## WRITTEN PROBLEM
Separate out the lines that hold "index".
***** DATASET RECORDS
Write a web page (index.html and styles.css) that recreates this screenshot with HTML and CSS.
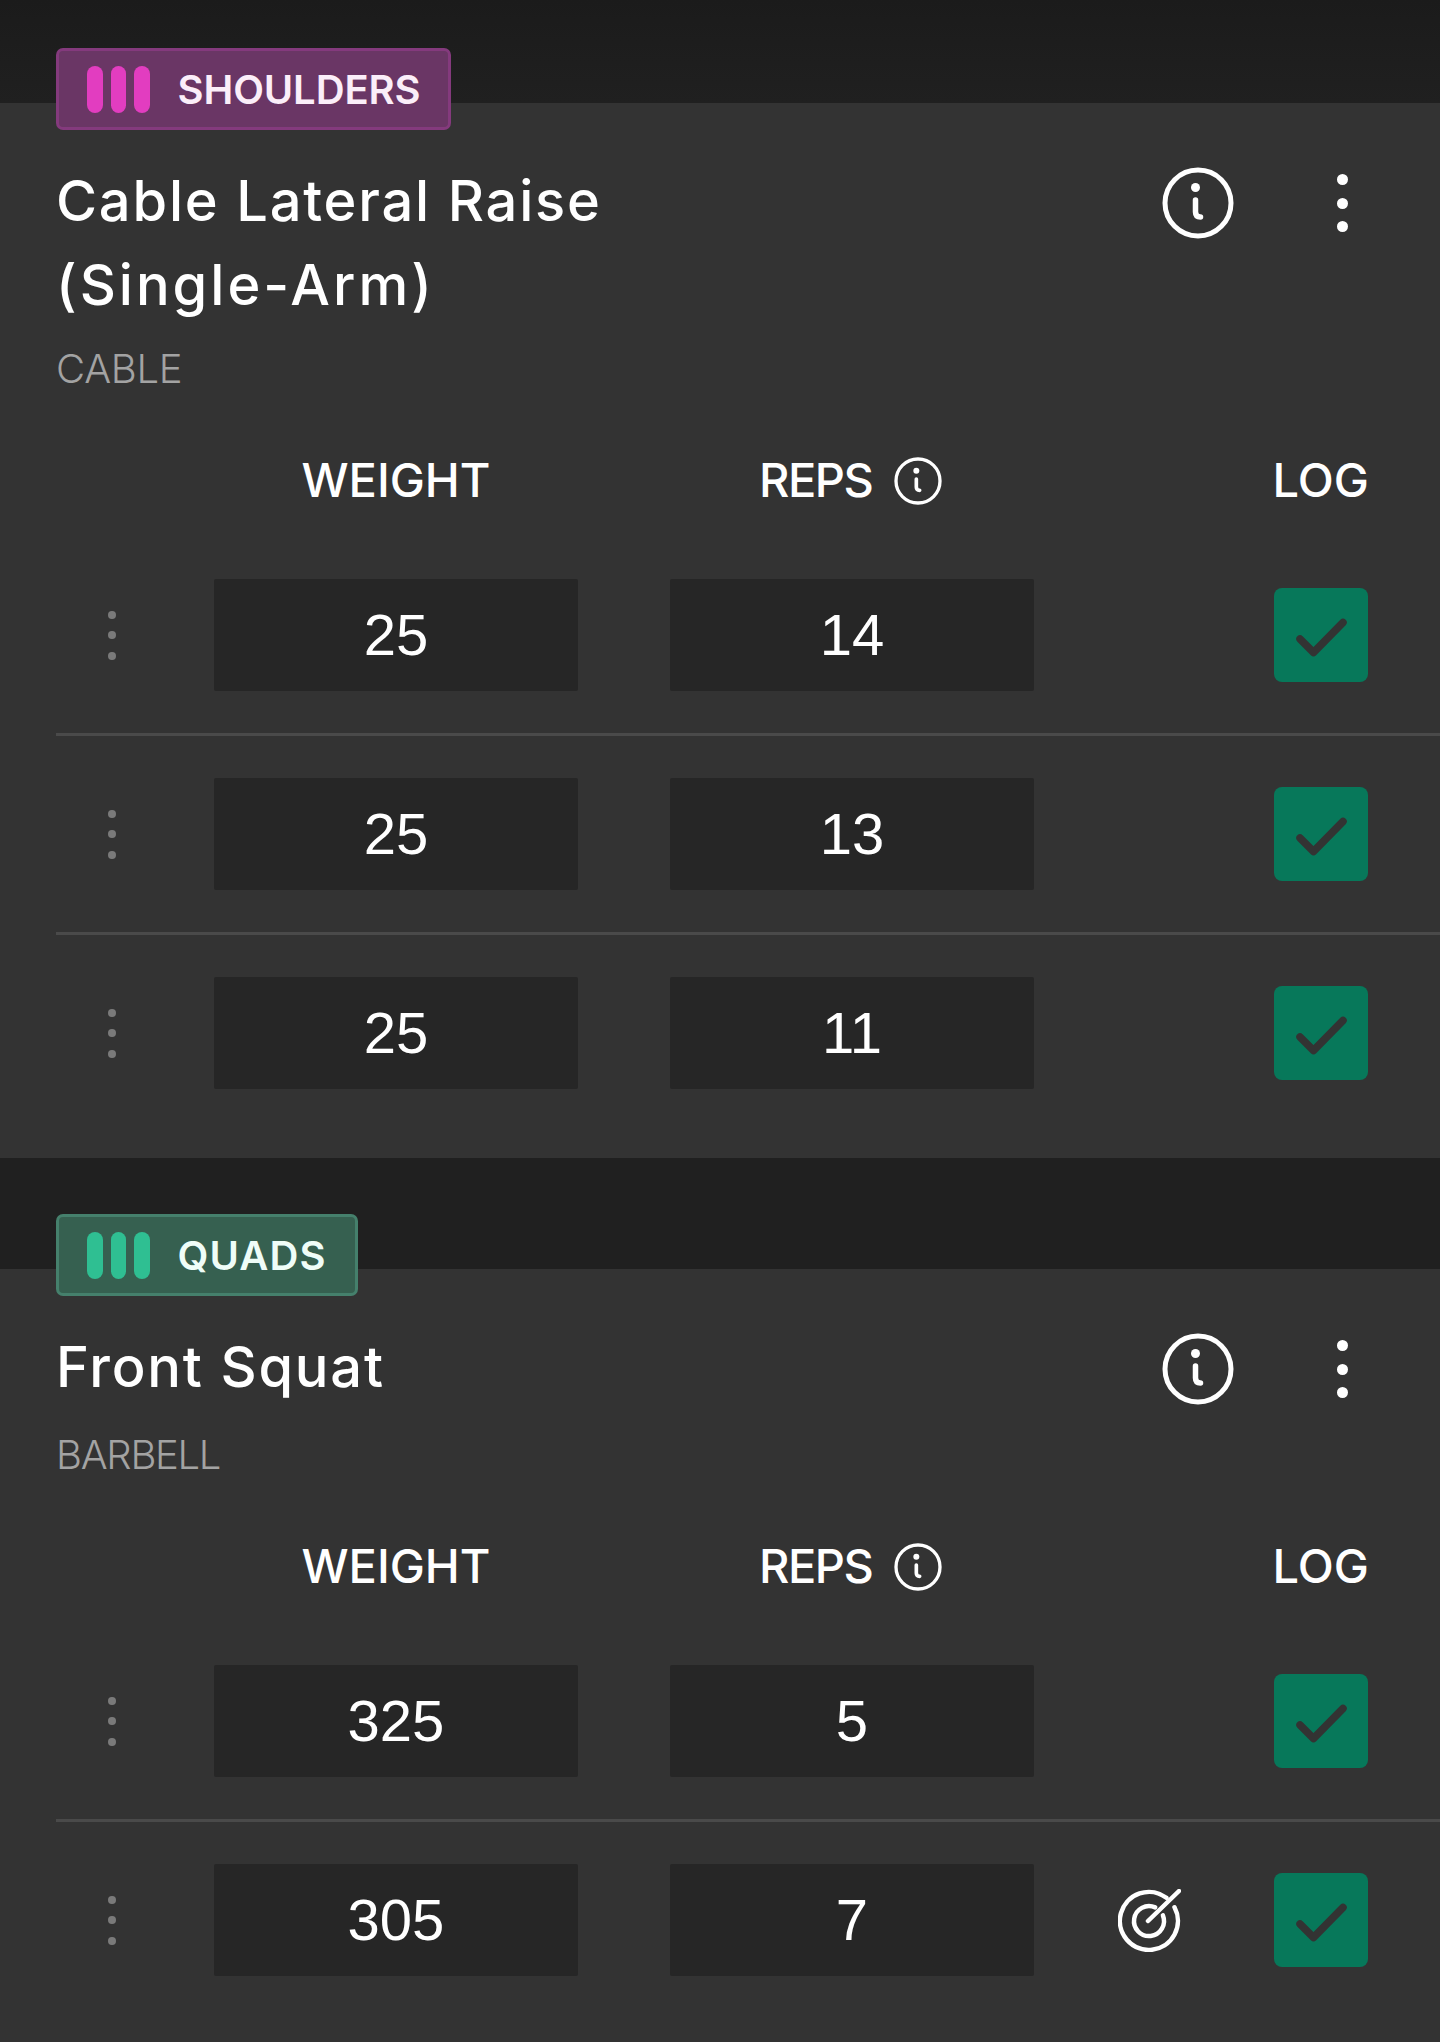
FILE: index.html
```html
<!DOCTYPE html>
<html lang="en">
<head>
    <meta charset="UTF-8">
    <meta name="viewport" content="width=device-width, initial-scale=1.0">
    <title>Workout</title>
    <link rel="stylesheet" href="styles.css">
</head>
<body>
    <svg class="icon-defs" aria-hidden="true">
        <symbol id="info" viewBox="0 0 72 72">
            <circle cx="36" cy="36" r="33" fill="none" stroke="currentColor" stroke-width="5"/>
            <circle cx="33.5" cy="20.5" r="4.5" fill="currentColor"/>
            <path d="M33.5 33V45Q33.5 50 38.5 50" fill="none" stroke="currentColor" stroke-width="5.5" stroke-linecap="round"/>
        </symbol>
        <symbol id="check" viewBox="0 0 94 94">
            <path d="M26 51L39.500 64.500L69 34.500" fill="none" stroke="currentColor" stroke-width="7.500" stroke-linecap="round" stroke-linejoin="round"/>
        </symbol>
    </svg>

    <section class="exercise">
        <div class="badge badge-shoulders">
            <span class="bars"><i></i><i></i><i></i></span>
            <span>SHOULDERS</span>
        </div>
        <div class="exercise-head">
            <h2 class="title">Cable Lateral Raise <span class="title-variant">(Single-Arm)</span></h2>
            <svg class="info-btn"><use href="#info"/></svg>
            <div class="more"><i></i><i></i><i></i></div>
        </div>
        <div class="equipment">CABLE</div>

        <div class="set-grid set-header">
            <span></span>
            <span class="col-label">WEIGHT</span>
            <span class="col-label col-reps"><span class="reps-text">REPS</span><svg class="info-small"><use href="#info"/></svg></span>
            <span class="col-log">LOG</span>
        </div>

        <div class="set-grid set-row">
            <div class="handle"><i></i><i></i><i></i></div>
            <div class="value">25</div>
            <div class="value">14</div>
            <div class="log-cell"><svg class="check"><use href="#check"/></svg></div>
        </div>
        <div class="set-grid set-row">
            <div class="handle"><i></i><i></i><i></i></div>
            <div class="value">25</div>
            <div class="value">13</div>
            <div class="log-cell"><svg class="check"><use href="#check"/></svg></div>
        </div>
        <div class="set-grid set-row">
            <div class="handle"><i></i><i></i><i></i></div>
            <div class="value">25</div>
            <div class="value">11</div>
            <div class="log-cell"><svg class="check"><use href="#check"/></svg></div>
        </div>
    </section>

    <section class="exercise">
        <div class="badge badge-quads">
            <span class="bars"><i></i><i></i><i></i></span>
            <span>QUADS</span>
        </div>
        <div class="exercise-head">
            <h2 class="title">Front Squat</h2>
            <svg class="info-btn"><use href="#info"/></svg>
            <div class="more"><i></i><i></i><i></i></div>
        </div>
        <div class="equipment equipment-tight">BARBELL</div>

        <div class="set-grid set-header">
            <span></span>
            <span class="col-label">WEIGHT</span>
            <span class="col-label col-reps"><span class="reps-text">REPS</span><svg class="info-small"><use href="#info"/></svg></span>
            <span class="col-log">LOG</span>
        </div>

        <div class="set-grid set-row">
            <div class="handle"><i></i><i></i><i></i></div>
            <div class="value">325</div>
            <div class="value">5</div>
            <div class="log-cell"><svg class="check"><use href="#check"/></svg></div>
        </div>
        <div class="set-grid set-row">
            <div class="handle"><i></i><i></i><i></i></div>
            <div class="value">305</div>
            <div class="value">7</div>
            <div class="log-cell">
                <svg class="target" viewBox="0 0 63 63">
                    <path d="M48.400 8.800A29 29 0 1 0 56.500 18.300" fill="none" stroke="currentColor" stroke-width="4.500" stroke-linecap="round"/>
                    <path d="M37.200 18.400A15 15 0 1 0 44.900 26.400" fill="none" stroke="currentColor" stroke-width="4.500" stroke-linecap="round"/>
                    <path d="M30 32L61 2" fill="none" stroke="currentColor" stroke-width="4.500" stroke-linecap="round"/>
                </svg>
                <svg class="check"><use href="#check"/></svg>
            </div>
        </div>
    </section>
</body>
</html>
```

FILE: styles.css
```css
html, body {
    margin: 0;
    height: 2042px;
    overflow: hidden;
}
body {
    background: linear-gradient(#1b1b1b, #202020 103px) no-repeat #202020;
    color: #ffffff;
    font-family: Inter, "Open Sans", sans-serif;
}
.icon-defs {
    display: none;
}
.exercise {
    display: flow-root;
    margin-top: 111px;
    padding: 0 0 27px 56px;
    background: #333333;
}
.exercise:first-of-type {
    margin-top: 103px;
}
.exercise:last-of-type {
    min-height: 800px;
}

/* muscle group tag */
.badge {
    display: flex;
    align-items: center;
    gap: 28px;
    width: fit-content;
    height: 82px;
    box-sizing: border-box;
    margin-top: -55px;
    padding: 0 28px;
    border: 3px solid;
    border-radius: 7px;
    font-size: 40px;
    font-weight: 600;
}
.badge-shoulders {
    background: #6a3665;
    border-color: #843a7d;
    color: #fbeef9;
    letter-spacing: -0.1px;
}
.badge-quads {
    background: #366050;
    border-color: #45806c;
    color: #effdf8;
    letter-spacing: 1.100px;
}
.bars {
    display: flex;
    gap: 8px;
}
.bars i {
    width: 15.500px;
    height: 47px;
    border-radius: 8px;
}
.badge-shoulders .bars i {
    background: #e23dc0;
}
.badge-quads .bars i {
    background: #2fbf92;
}

.exercise-head {
    display: flex;
    align-items: flex-start;
    min-height: 88px;
    margin-top: 29px;
}
.title {
    flex: none;
    width: 1106px;
    margin: 0;
    padding-right: 440px;
    box-sizing: border-box;
    font-size: 56px;
    font-weight: 500;
    letter-spacing: 1.800px;
    line-height: 84px;
}
.title-variant {
    letter-spacing: 3px;
}
.info-btn {
    flex: none;
    width: 72px;
    height: 72px;
    margin-top: 8px;
    color: #ffffff;
}
.more {
    display: flex;
    flex-direction: column;
    gap: 12.500px;
    margin: 15px 0 0 103px;
}
.more i {
    width: 11px;
    height: 11px;
    border-radius: 50%;
    background: #ffffff;
}
.equipment {
    margin-top: 12px;
    font-size: 40px;
    font-weight: 300;
    letter-spacing: -0.3px;
    line-height: 60px;
    color: #a3a3a3;
}
.equipment-tight {
    letter-spacing: -1.300px;
}

/* sets table */
.set-grid {
    display: grid;
    grid-template-columns: 66px 364px 364px minmax(0, 1fr);
    column-gap: 92px;
    padding-right: 72px;
}
.set-header {
    align-items: center;
    height: 72px;
    margin-top: 44px;
    margin-bottom: 22px;
    font-size: 47px;
    font-weight: 500;
}
.col-label {
    display: flex;
    align-items: center;
    justify-content: center;
    white-space: nowrap;
}
.col-reps {
    justify-content: flex-start;
    gap: 22px;
    padding-left: 89px;
}
.reps-text {
    letter-spacing: -1.500px;
}
.info-small {
    flex: none;
    width: 48px;
    height: 48px;
    margin-top: 4px;
}
.col-log {
    text-align: right;
    margin-right: -1px;
}
.set-row {
    align-items: center;
    padding: 42px 72px 42px 0;
    border-bottom: 3px solid #4a4a4a;
}
.set-row:last-child {
    border-bottom: none;
}
.handle {
    display: flex;
    flex-direction: column;
    gap: 12.500px;
    padding-left: 52px;
}
.handle i {
    width: 7.500px;
    height: 8px;
    border-radius: 50%;
    background: #7a7a7a;
}
.value {
    height: 112px;
    background: #262626;
    border-radius: 2px;
    font-family: "Liberation Sans", Roboto, sans-serif;
    font-size: 58px;
    line-height: 112px;
    text-align: center;
}
.log-cell {
    display: flex;
    align-items: center;
    justify-content: flex-end;
    gap: 93px;
}
.check {
    flex: none;
    width: 94px;
    height: 94px;
    border-radius: 8px;
    background: #07785a;
    color: #333333;
}
.target {
    flex: none;
    width: 63px;
    height: 63px;
    color: #ffffff;
}
```
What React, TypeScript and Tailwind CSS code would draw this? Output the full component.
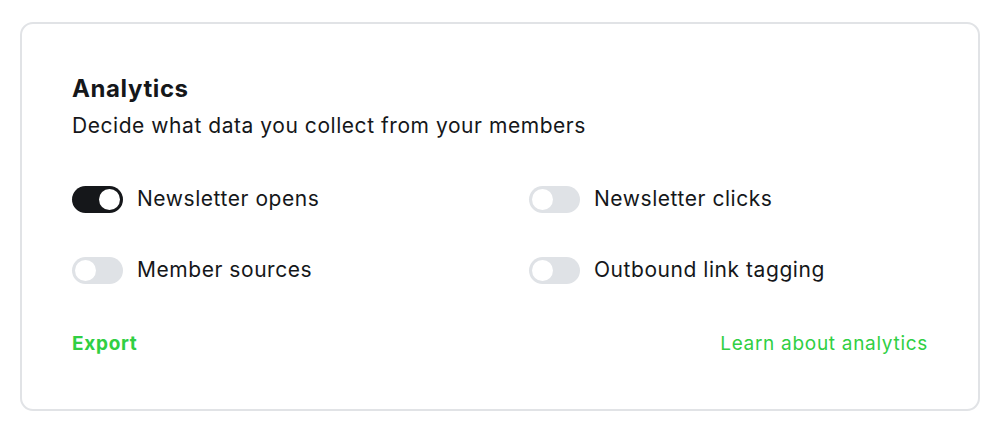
**********
## SOLUTION FOR THIS TASK
Write a web page (index.html and styles.css) that recreates this screenshot with HTML and CSS.
FILE: index.html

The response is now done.